We will have a smaller newsroom, said Baquet, “ but I don’t know what that means yet because there’s so many factors. Print advertising, which was one of the things that most sustained our newsroom, and all newsrooms, for a long time is dropping significantly — and more this year than ever before.

“The election of Donald Trump also changes the calculation, for example. We went from three to six people covering the White House. We have to think harder about how we cover agencies in Washington, because it’s going to undergo a dramatic transformation. My goal is to keep as many people as we can whose work is to gather news. Who write stories, cover the world, take video.

Mark Thompson, the C.E.O., recently raised the possibility that The Times could reach 10 million digital subscribers, which could really be a game changer.

Spayd boldly asked: “Is that a number pulled out of a hat or do you think it’s realistic, and if so by when?”

Baquet responded, “Well, I don’t know by when, but I certainly did not expect the dramatic rise in subscriptions that The New York Times has seen. I don’t think the industry’s seen anything like it — and that was before Trump. I remember going to a celebration not that long ago when we crossed a million. And that seemed like such an elusive, big thing.

“And if we have more years like the year we just had, I don’t think that’s [10 million] unreasonable. I don’t know when that will be, but it’s not unreasonable. And, by the way, we’re just starting our international expansion, because most of our audience is still domestic. I think that there’s a big audience for New York Times coverage;

" I think a lot of people don’t know what we do. It’s always surprising when we talk to readers — they don’t know how much video we do. We did an experiment in which we showed them some foreign coverage — and readers assumed it was Vice. We do more adventurous foreign reporting than anybody in the world. Oddly enough for an institution that people think of as overconfident sometimes, we’re not that good at tooting our own horn.”

Spayd said she did a call-out to readers earlier this week asking what questions they had for Baquet . Many, not surprisingly, asked about politics.

“They seem to be in two camps. One complains that opinion is bleeding into news stories. Another worries that The Times will “normalize” Trump and fall prey to his manipulations. Does one of these sides better represent your concern?”

Baquet said he thought this was this was an extraordinary presidency. “And the reason that we’re putting more energy into covering it is not because we have this goal of taking Donald Trump down. It is because he literally has placed people in positions of power who by the standards of Washington, whether you like them or not — and I’m using this as a neutral word — are revolutionary figures.
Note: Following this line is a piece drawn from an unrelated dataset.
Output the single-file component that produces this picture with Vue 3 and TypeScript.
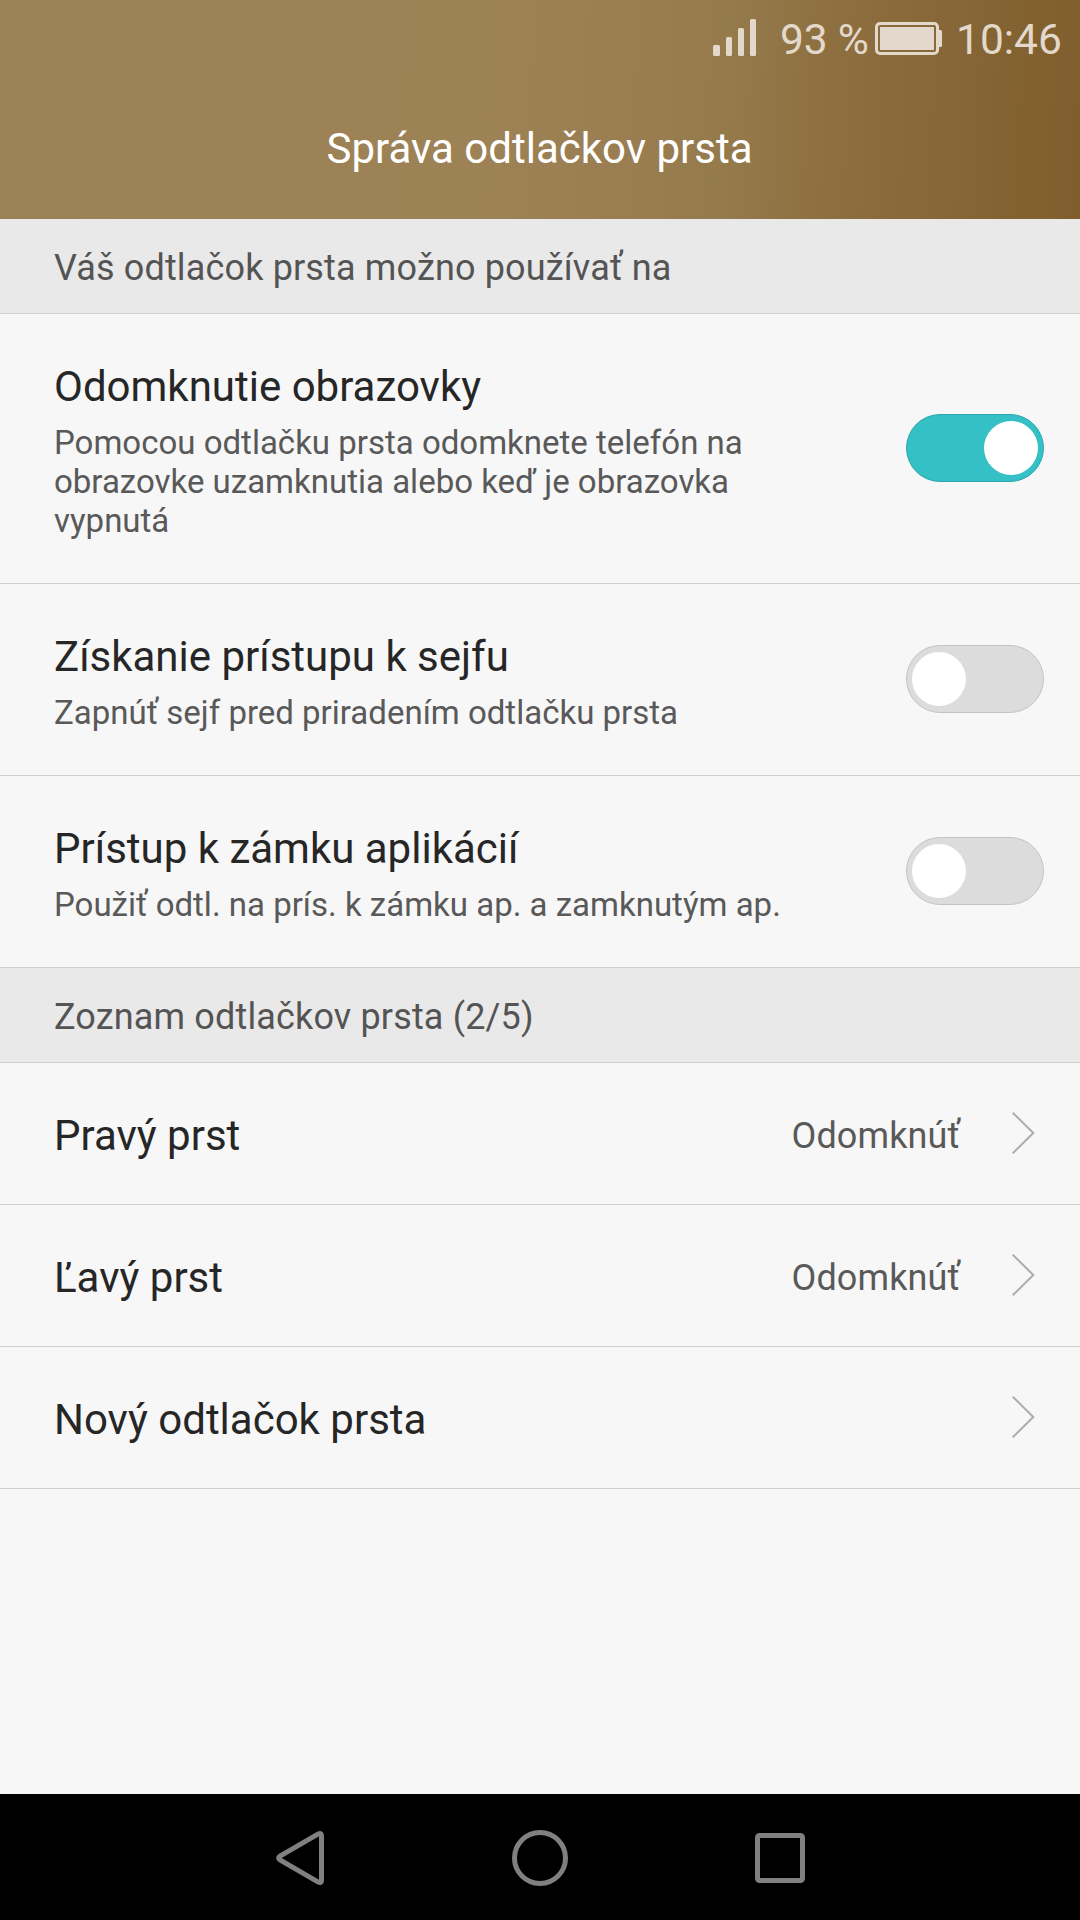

“The secretary of state is unlike any we have ever had. He ran the biggest corporation in the world. The head of the E.P.A. doesn’t necessarily think we should have an E.P.A. So this is an extraordinary moment in the life of Washington. And we will cover that very, very aggressively.

“I do not believe that opinion has seeped into the pages of The New York Times. I think some who think that do so because of my decision to use the word “lie” [in stories that refer to Trump’s bolder falsehoods].

“Some of it is, to be frank, because some of our competitors have accused us of that and I think that resonates with people. I really don’t buy it and we work really, really hard to not do it.”

Our writing is more relaxed than it used to be, said Baquet. “That’s intentional. I actually think some newspaper writing of a generation ago was too stilted, was too hard to follow, too hard to understand. And I think that I’ve tried really hard to push us to loosen up language.

"I think there was something elitist about coverage of Congress 25 years ago that assumed people knew how a bill became a law. And I think the one thing we’ve been smacked in the head with in recent years is that people don’t understand that stuff. And the most non-elitist thing we can do is to assume people don’t understand it. To relax a bit in forms of storytelling, to tell people when we witness things and observe things. To be transparent.

“Of course, does that mean that sometimes we may have slipped in a way I wish we hadn’t? Yes, of course. But I think the alternative, which was to keep telling stories in this sort of made-up newspaper language that I grew up on, I don’t think that’s a good alternative.

Did he think reporters and editors at times injected opinion?

“You and I could probably go through The Times every day and come up with a couple examples where they do. But I think mostly they don’t.”

Another political question from a reader, on the topic of Trump’s crack-of-dawn tweets: “For the love of God, can The Times stop treating Trump’s tweets as front-page news?” In essence, plenty of readers ask, why does The Times give so much attention to his tweets, even some that are misleading or inaccurate?

Said Baquet, “I think we need to devise a way to more quickly put them in perspective and call them out, if they’re exaggerated, and more quickly try to figure out their meaning. But I don’t think we could get away with not covering them. He’s the president of the United States. They’re not press releases. They’re his utterances at six o’clock in the morning. You wanna talk about a slippery slope?

“Picture the scene: six o’clock in the morning, The Times looks at a tweet he makes about ISIS, and we say, “Eh, that one doesn’t feel important, we don’t believe him.” That’s more injecting opinion into coverage than an occasional slip in language.

“I agree. If he’s going to tweet, like when he chastised his own Republican Congress this week, how is that not news? Context is important, but so is how he wields influence.

“And learning how to balance them. It’s a new phenomenon. And making sure his tweets don’t necessarily set the cycle of the day if they’re not important. But not covering them, I don’t think that’s an alternative.”

Baquet said if he had a do-over it would be about anger in the country — that we, the press, did not quite have a handle on during the election.

“The good thing about being an editor of a news organization is that you get a do-over. You just say: We’re going to do it better from now on. I think we struggle because of our location in New York. I’ve asked the national desk and others to get better at countering that.

“Also, it is unfortunate that with the weakening of local news organizations, the most powerful and significant news organizations in America are in New York and Washington. That means whole parts of the country don’t get the best coverage that would help us understand the rest of the country.”